Wherever the word "table" appears in a line, extract that line.

**Records excerpted from a collection:**

·····

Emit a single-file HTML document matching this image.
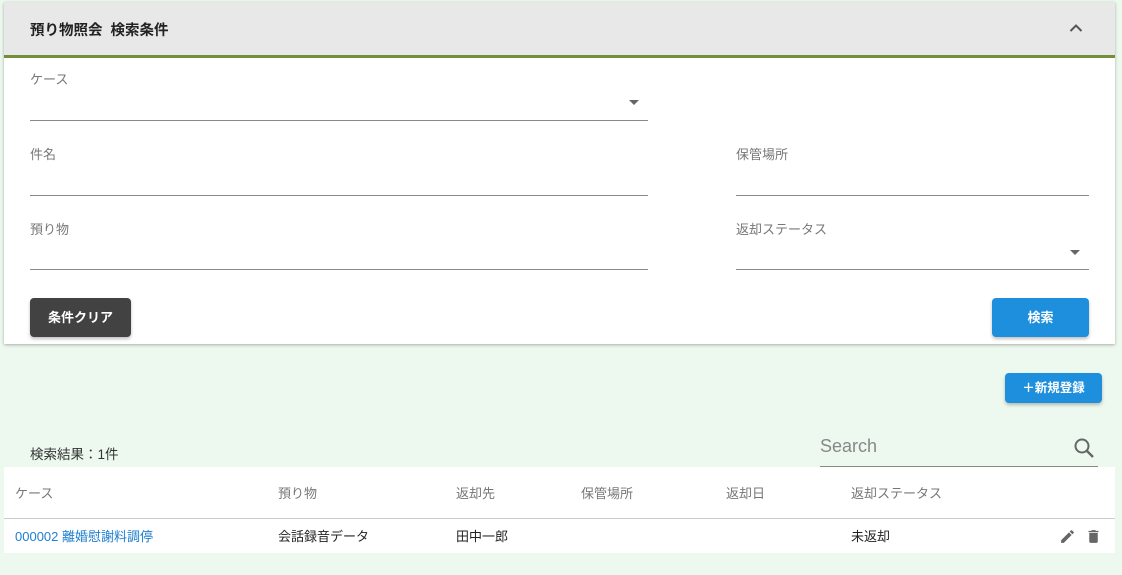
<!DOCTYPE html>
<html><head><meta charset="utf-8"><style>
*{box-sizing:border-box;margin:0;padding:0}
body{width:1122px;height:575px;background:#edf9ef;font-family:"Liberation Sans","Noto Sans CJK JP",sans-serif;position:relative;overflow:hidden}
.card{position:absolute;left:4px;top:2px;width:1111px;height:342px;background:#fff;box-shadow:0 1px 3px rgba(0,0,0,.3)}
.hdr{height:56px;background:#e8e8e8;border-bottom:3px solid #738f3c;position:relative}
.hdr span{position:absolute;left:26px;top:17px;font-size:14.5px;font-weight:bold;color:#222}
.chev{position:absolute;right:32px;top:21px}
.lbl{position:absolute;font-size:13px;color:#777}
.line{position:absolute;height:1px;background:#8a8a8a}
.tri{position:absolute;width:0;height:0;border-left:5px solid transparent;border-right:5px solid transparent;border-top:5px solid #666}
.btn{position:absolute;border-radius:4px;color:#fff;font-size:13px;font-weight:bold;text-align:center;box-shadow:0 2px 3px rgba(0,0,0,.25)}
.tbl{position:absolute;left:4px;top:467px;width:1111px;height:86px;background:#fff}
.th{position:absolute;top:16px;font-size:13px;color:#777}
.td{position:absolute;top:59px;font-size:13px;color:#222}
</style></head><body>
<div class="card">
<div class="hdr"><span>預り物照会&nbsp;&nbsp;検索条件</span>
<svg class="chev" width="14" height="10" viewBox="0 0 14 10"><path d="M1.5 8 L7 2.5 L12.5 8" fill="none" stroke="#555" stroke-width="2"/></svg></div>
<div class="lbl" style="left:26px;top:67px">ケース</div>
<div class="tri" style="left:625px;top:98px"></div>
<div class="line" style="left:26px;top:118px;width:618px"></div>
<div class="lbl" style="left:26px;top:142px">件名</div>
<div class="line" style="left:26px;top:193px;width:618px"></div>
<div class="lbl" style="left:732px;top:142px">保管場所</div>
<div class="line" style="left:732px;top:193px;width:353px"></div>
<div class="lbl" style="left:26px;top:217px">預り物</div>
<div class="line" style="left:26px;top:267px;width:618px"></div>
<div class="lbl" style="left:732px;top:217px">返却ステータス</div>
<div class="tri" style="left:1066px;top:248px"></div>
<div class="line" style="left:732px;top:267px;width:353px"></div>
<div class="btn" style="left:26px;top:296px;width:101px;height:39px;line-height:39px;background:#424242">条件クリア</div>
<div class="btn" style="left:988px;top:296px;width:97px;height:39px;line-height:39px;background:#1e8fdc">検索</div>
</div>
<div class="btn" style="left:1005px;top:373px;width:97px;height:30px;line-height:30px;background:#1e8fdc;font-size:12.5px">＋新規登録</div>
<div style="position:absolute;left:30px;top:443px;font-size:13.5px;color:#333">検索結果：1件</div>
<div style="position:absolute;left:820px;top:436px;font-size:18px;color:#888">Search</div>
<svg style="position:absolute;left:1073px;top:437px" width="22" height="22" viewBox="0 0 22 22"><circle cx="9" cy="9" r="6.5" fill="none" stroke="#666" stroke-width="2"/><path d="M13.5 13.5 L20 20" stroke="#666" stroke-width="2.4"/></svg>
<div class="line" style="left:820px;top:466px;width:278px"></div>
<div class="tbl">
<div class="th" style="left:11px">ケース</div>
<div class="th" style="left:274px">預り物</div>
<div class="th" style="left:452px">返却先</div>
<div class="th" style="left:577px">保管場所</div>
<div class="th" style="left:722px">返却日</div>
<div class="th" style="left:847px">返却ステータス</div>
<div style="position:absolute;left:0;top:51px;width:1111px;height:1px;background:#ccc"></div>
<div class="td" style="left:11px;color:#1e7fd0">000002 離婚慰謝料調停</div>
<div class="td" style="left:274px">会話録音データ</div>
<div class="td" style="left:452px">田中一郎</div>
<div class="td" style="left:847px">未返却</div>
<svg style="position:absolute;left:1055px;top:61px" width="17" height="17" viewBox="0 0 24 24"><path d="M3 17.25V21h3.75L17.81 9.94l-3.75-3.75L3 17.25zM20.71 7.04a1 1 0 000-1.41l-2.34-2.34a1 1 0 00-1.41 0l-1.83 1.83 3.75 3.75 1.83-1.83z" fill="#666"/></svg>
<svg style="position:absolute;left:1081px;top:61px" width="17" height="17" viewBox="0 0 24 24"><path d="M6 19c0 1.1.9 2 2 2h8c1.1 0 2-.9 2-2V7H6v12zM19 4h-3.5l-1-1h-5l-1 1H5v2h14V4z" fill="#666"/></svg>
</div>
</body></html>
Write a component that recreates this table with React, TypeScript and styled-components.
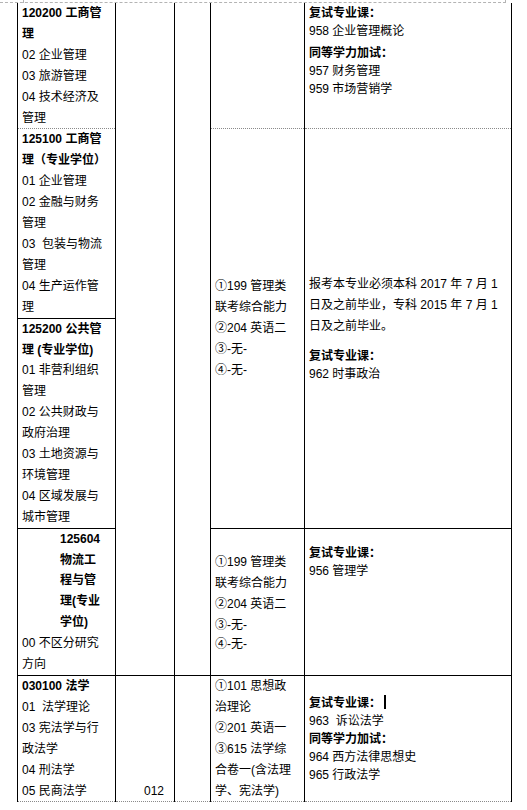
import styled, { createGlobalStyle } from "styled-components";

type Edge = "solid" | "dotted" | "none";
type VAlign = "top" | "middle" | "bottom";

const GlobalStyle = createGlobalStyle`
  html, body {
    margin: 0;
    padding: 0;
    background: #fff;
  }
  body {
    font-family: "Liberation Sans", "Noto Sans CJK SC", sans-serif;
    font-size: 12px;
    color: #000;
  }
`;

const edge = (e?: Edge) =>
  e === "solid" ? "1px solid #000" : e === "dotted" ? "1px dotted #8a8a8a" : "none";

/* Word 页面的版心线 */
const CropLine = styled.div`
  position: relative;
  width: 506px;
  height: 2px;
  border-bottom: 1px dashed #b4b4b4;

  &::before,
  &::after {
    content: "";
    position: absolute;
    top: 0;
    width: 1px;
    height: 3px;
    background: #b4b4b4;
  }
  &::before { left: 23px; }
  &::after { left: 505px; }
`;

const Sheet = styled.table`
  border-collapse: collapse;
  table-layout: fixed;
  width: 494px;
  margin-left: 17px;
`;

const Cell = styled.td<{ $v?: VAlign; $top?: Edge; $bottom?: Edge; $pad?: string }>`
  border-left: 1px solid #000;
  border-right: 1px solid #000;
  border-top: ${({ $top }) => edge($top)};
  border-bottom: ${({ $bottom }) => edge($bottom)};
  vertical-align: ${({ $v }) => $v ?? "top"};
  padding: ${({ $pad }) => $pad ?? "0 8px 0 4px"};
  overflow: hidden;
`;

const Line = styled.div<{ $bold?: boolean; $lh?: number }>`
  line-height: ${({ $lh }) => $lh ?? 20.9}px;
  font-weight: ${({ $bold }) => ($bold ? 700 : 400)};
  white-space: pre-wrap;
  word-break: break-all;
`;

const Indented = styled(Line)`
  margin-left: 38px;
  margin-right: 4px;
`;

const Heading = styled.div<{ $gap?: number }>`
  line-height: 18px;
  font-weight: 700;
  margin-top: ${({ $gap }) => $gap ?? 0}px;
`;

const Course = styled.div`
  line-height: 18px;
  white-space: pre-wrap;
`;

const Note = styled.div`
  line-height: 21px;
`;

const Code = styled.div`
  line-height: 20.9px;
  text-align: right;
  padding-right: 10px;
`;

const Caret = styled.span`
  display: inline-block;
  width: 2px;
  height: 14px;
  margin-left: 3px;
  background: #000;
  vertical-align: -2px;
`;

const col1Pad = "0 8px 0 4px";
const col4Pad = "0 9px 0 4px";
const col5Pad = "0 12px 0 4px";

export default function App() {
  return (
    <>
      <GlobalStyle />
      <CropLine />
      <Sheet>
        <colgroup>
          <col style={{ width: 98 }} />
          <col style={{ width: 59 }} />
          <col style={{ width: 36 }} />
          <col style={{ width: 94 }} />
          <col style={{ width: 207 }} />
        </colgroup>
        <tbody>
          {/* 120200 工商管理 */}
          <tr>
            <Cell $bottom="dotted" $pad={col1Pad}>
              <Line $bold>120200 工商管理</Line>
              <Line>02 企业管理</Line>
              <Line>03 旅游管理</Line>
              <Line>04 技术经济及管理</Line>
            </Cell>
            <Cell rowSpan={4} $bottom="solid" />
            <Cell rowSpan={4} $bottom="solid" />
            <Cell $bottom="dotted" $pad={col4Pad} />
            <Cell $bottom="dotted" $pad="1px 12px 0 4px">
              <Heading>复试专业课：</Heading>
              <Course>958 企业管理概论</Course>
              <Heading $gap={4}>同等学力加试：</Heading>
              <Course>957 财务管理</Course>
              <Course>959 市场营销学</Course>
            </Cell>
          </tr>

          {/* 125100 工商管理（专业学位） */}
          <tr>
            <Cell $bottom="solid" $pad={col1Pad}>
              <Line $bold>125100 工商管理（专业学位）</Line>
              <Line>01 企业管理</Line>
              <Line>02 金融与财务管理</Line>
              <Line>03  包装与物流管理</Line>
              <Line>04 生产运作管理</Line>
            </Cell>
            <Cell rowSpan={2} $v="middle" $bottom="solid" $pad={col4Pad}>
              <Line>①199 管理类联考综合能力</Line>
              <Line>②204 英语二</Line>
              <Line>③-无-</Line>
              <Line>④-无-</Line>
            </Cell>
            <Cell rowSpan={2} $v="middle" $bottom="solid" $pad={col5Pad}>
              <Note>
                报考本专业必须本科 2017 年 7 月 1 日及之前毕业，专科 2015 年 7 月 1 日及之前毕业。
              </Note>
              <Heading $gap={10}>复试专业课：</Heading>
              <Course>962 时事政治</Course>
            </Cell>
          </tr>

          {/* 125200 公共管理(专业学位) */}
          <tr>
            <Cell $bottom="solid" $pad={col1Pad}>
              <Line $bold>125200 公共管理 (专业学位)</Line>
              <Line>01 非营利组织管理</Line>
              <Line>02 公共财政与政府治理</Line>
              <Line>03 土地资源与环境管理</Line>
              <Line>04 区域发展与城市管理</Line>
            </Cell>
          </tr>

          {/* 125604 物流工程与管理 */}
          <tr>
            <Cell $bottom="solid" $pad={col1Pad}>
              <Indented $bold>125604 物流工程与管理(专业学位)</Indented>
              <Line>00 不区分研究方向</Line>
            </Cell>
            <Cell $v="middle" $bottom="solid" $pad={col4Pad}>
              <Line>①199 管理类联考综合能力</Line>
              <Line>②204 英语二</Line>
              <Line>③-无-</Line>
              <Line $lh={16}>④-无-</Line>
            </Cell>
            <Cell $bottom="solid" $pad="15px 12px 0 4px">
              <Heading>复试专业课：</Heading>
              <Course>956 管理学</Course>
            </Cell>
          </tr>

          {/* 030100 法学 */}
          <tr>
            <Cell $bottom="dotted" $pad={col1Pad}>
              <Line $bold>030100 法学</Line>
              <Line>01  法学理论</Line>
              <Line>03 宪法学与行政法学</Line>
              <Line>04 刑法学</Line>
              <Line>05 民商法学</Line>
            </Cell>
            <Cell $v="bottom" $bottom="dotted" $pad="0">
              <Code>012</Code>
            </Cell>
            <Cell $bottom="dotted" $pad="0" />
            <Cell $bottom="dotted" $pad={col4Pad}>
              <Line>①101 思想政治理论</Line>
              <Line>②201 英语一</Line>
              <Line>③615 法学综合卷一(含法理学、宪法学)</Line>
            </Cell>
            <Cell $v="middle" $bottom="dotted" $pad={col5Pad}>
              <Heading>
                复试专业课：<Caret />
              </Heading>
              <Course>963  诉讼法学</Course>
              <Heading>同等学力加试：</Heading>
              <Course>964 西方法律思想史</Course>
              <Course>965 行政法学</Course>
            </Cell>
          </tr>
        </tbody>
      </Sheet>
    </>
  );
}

·····

**Right answer:**
Write a component that recreates this table with React, TypeScript and styled-components.
const Sheet = styled.table`
  table-layout: fixed;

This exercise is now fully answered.